» Job
Reply with nothing except the number of lines that contain the word "page".

**********

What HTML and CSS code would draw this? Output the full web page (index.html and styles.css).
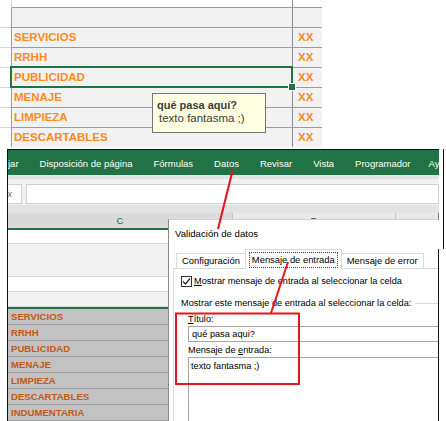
FILE: index.html
```html
<!DOCTYPE html>
<html lang="es">
<head>
<meta charset="utf-8">
<title>Validación de datos</title>
<link rel="stylesheet" href="styles.css">
</head>
<body>
<div class="page">
  <section class="top">
    <div class="trow head"><span class="g"></span><span class="b"></span><span class="c"></span></div>
    <div class="trow"><span class="g"></span><span class="b"></span><span class="c"></span></div>
    <div class="trow"><span class="g"></span><span class="b">SERVICIOS</span><span class="c">XX</span></div>
    <div class="trow"><span class="g"></span><span class="b">RRHH</span><span class="c">XX</span></div>
    <div class="trow sel"><span class="g"></span><span class="b">PUBLICIDAD</span><span class="c">XX</span></div>
    <div class="trow"><span class="g"></span><span class="b">MENAJE</span><span class="c">XX</span></div>
    <div class="trow"><span class="g"></span><span class="b">LIMPIEZA</span><span class="c">XX</span></div>
    <div class="trow last"><span class="g"></span><span class="b">DESCARTABLES</span><span class="c">XX</span></div>
    <div class="tip"><b>qué pasa aquí?</b><span>texto fantasma ;)</span></div>
  </section>

  <section class="shot">
    <nav class="ribbon">
      <span>jar</span><span>Disposición de página</span><span>Fórmulas</span><span>Datos</span><span>Revisar</span><span>Vista</span><span>Programador</span><span class="last">Ayuda</span>
    </nav>
    <div class="fbar"><span class="namebox"><i>fx</i></span><span class="finput"></span></div>
    <div class="band"></div>
    <div class="colhead"><span class="hc">C</span><span class="hd">D</span><span class="he"></span></div>
    <div class="cells">
      <div class="r w h14"></div>
      <div class="r gr h33"></div>
      <div class="r w h15"></div>
      <div class="r gr h15"></div>
      <div class="range">
        <div class="r s">SERVICIOS</div>
        <div class="r s">RRHH</div>
        <div class="r s">PUBLICIDAD</div>
        <div class="r s">MENAJE</div>
        <div class="r s">LIMPIEZA</div>
        <div class="r s">DESCARTABLES</div>
        <div class="r s">INDUMENTARIA</div>
      </div>
    </div>

    <div class="dialog">
      <div class="dlg-title">Validación de datos</div>
      <div class="tabs">
        <span class="tab">Configuración</span>
        <span class="tab active"><span class="focus">Mensaje de entrada</span></span>
        <span class="tab">Mensaje de error</span>
      </div>
      <div class="panel">
        <div class="chkrow">
          <span class="chk"><svg width="9" height="9" viewBox="0 0 9 9"><path d="M1 4.5 L3.5 7 L8 1.5" fill="none" stroke="#222" stroke-width="1.2"/></svg></span>
          <span><u>M</u>ostrar mensaje de entrada al seleccionar la celda</span>
        </div>
        <div class="group"><span>Mostrar este mensaje de entrada al seleccionar la celda:</span><span class="gline"></span></div>
        <div class="fields">
          <div class="lbl"><u>T</u>ítulo:</div>
          <div class="inp">qué pasa aqui?</div>
          <div class="lbl">Mensaje de <u>e</u>ntrada:</div>
          <div class="txa">texto fantasma ;)</div>
        </div>
      </div>
    </div>
  </section>

  <svg class="annot" width="446" height="421" viewBox="0 0 446 421">
    <line x1="233" y1="169" x2="218" y2="229" stroke="#e5141d" stroke-width="2"/>
    <line x1="288" y1="262" x2="271" y2="313" stroke="#e5141d" stroke-width="2"/>
    <rect x="176" y="313.5" width="123" height="70.5" fill="none" stroke="#e5141d" stroke-width="2"/>
  </svg>
</div>
</body>
</html>
```

FILE: styles.css
```css
* { box-sizing: border-box; }
html, body { margin: 0; padding: 0; }
body {
  width: 446px;
  height: 421px;
  overflow: hidden;
  background: #fff;
  font-family: "Liberation Sans", Arial, sans-serif;
}
.page { position: relative; width: 446px; height: 421px; overflow: hidden; }

/* ---------- top spreadsheet crop ---------- */
.top { position: relative; height: 149px; }
.trow {
  display: grid;
  grid-template-columns: 11px 282px 29px 1fr;
  height: 20px;
}
.trow > span { display: block; white-space: nowrap; }
.trow .g { border-bottom: 1px solid #d6d6d6; }
.trow .b {
  background: #f2f2f2;
  border-left: 1px solid #9b9b9b;
  border-right: 1px solid #8c8c8c;
  border-bottom: 1px solid #9b9b9b;
  padding-left: 2px;
}
.trow .c {
  background: #f2f2f2;
  border-bottom: 1px solid #9b9b9b;
  padding-left: 5px;
}
.trow .b, .trow .c {
  font-weight: 700;
  font-size: 11.5px;
  line-height: 19px;
  color: #fd8a1c;
}
.trow.head { height: 8px; }
.trow.head .g { border-bottom: 0; }
.trow.head .b { background: #fff; border-left-color: #d6d6d6; }
.trow.head .c { background: #fff; }
.trow.last { height: 18px; }
.trow.last > span { border-bottom: 0; }

.trow.sel .b { position: relative; }
.trow.sel .b::before {
  content: "";
  position: absolute;
  left: -2px; top: -2px; right: -1px; bottom: -1px;
  border: 2px solid #217346;
}
.trow.sel .b::after {
  content: "";
  position: absolute;
  right: -4px; bottom: -4px;
  width: 6px; height: 6px;
  background: #217346;
  border: 1px solid #fff;
}

.tip {
  position: absolute;
  left: 152px; top: 93px;
  width: 114px; height: 40px;
  background: #ffffe1;
  border: 1px solid #767676;
  padding: 5px 4px 0 4px;
  color: #3c3c3c;
  font-size: 11px;
  line-height: 13px;
  white-space: nowrap;
}
.tip b { display: block; font-weight: 700; }
.tip span { display: block; padding-left: 2px; font-size: 11.5px; }

/* ---------- lower screenshot ---------- */
.shot {
  position: relative;
  margin-left: 7px;
  width: 437px;
  height: 272px;
  border-left: 1px solid #111;
  overflow: hidden;
  background: #fff;
}
.shot::after {
  content: "";
  position: absolute;
  right: 0; top: 0;
  width: 1px; height: 100px;
  background: #111;
}
.ribbon, .fbar, .band, .colhead, .cells { margin-right: 5px; }
.ribbon {
  height: 26px;
  background: #217346;
  border-top: 1px solid #111;
  display: flex;
  align-items: center;
  gap: 21px;
  padding-top: 2px;
  color: #fff;
  font-size: 9.5px;
  white-space: nowrap;
  overflow: hidden;
}
.ribbon .last { margin-left: -3px; }
.fbar {
  height: 30px;
  background: #f1f1f1;
  border-top: 4px solid #e4e4e4;
  display: flex;
  gap: 4px;
  padding-top: 5px;
}
.namebox {
  width: 14px;
  height: 20px;
  background: #fff;
  border: 1px solid #d0d0d0;
  border-left: 0;
  overflow: hidden;
  font-size: 9px;
  line-height: 18px;
  color: #666;
}
.namebox i { display: block; margin-left: -3px; }
.finput {
  flex: 1;
  height: 20px;
  background: #fff;
  border: 1px solid #d0d0d0;
}
.band { height: 8px; background: #e2e2e2; }
.colhead {
  display: grid;
  grid-template-columns: 225px 163px 1fr;
  height: 17px;
  background: #e9e9e9;
  font-size: 9.5px;
  line-height: 15px;
  text-align: center;
  color: #444;
  border-right: 1px solid #777;
}
.colhead > span { border-right: 1px solid #c8c8c8; border-bottom: 2px solid #d0d0d0; }
.colhead .he { border-right: 0; }
.colhead .hc { color: #217346; background: #dadada; border-bottom-color: #217346; }

.cells { background: #fff; }
.r { border-bottom: 1px solid #d8d8d8; }
.r.gr { background: #f2f2f2; }
.h14 { height: 14px; }
.h33 { height: 33px; }
.h15 { height: 15px; }
.range { border-top: 2px solid #217346; }
.r.s {
  height: 16px;
  background: #c2c2c2;
  border-bottom: 1px solid #9c9c9c;
  padding-left: 3px;
  font-weight: 700;
  font-size: 9.6px;
  line-height: 15px;
  color: #c55a11;
}

/* ---------- dialog window ---------- */
.dialog {
  position: absolute;
  left: 160px; top: 70px;
  width: 271px; bottom: 0;
  background: #fff;
  border-left: 1px solid #8a8a8a;
  border-top: 1px solid #d0d0d0;
  font-size: 9.2px;
  color: #000;
  white-space: nowrap;
  z-index: 2;
  overflow: hidden;
}
.dialog::after {
  content: "";
  position: absolute;
  top: 29px; bottom: 0; right: 0;
  width: 1px;
  background: #111;
}
.dlg-title { height: 29px; padding: 8px 0 0 6px; line-height: 12px; font-size: 9.6px; }
.tabs {
  display: flex;
  align-items: flex-end;
  height: 19px;
  margin-left: 7px;
  position: relative;
  z-index: 1;
  font-size: 9.4px;
}
.tab {
  height: 15px;
  padding: 0 5px;
  border: 1px solid #d9d9d9;
  border-bottom: 0;
  line-height: 14px;
  background: #fff;
}
.tab + .tab { margin-left: -1px; }
.tab.active {
  height: 20px;
  margin-bottom: -1px;
  padding: 2px 3px 0 3px;
}
.focus { display: block; border: 1px dotted #444; padding: 0 2px; line-height: 14px; height: 16px; }
.panel {
  margin-left: 4px;
  border-left: 1px solid #d9d9d9;
  border-top: 1px solid #d9d9d9;
  padding: 7px 0 0 7px;
  height: 400px;
  overflow: hidden;
}
.chkrow { display: flex; align-items: center; gap: 2px; height: 11px; line-height: 11px; }
.chk {
  width: 11px; height: 11px;
  border: 1px solid #333;
  display: flex; align-items: center; justify-content: center;
}
.group { display: flex; align-items: center; margin-top: 10px; line-height: 12px; }
.gline { flex: 1; height: 1px; background: #dcdcdc; margin-left: 4px; }
.fields { padding-left: 7px; margin-top: 4px; }
.lbl { line-height: 12px; }
.inp, .txa {
  width: 300px;
  border: 1px solid #a5a5a5;
  padding-left: 3px;
}
.inp { height: 16px; line-height: 14px; margin: 1px 0 2px; }
.txa { height: 80px; margin-top: 1px; padding-top: 2px; padding-left: 2px; line-height: 12px; }

.annot { position: absolute; left: 0; top: 0; pointer-events: none; z-index: 5; }
```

**********

» Reply to the task
3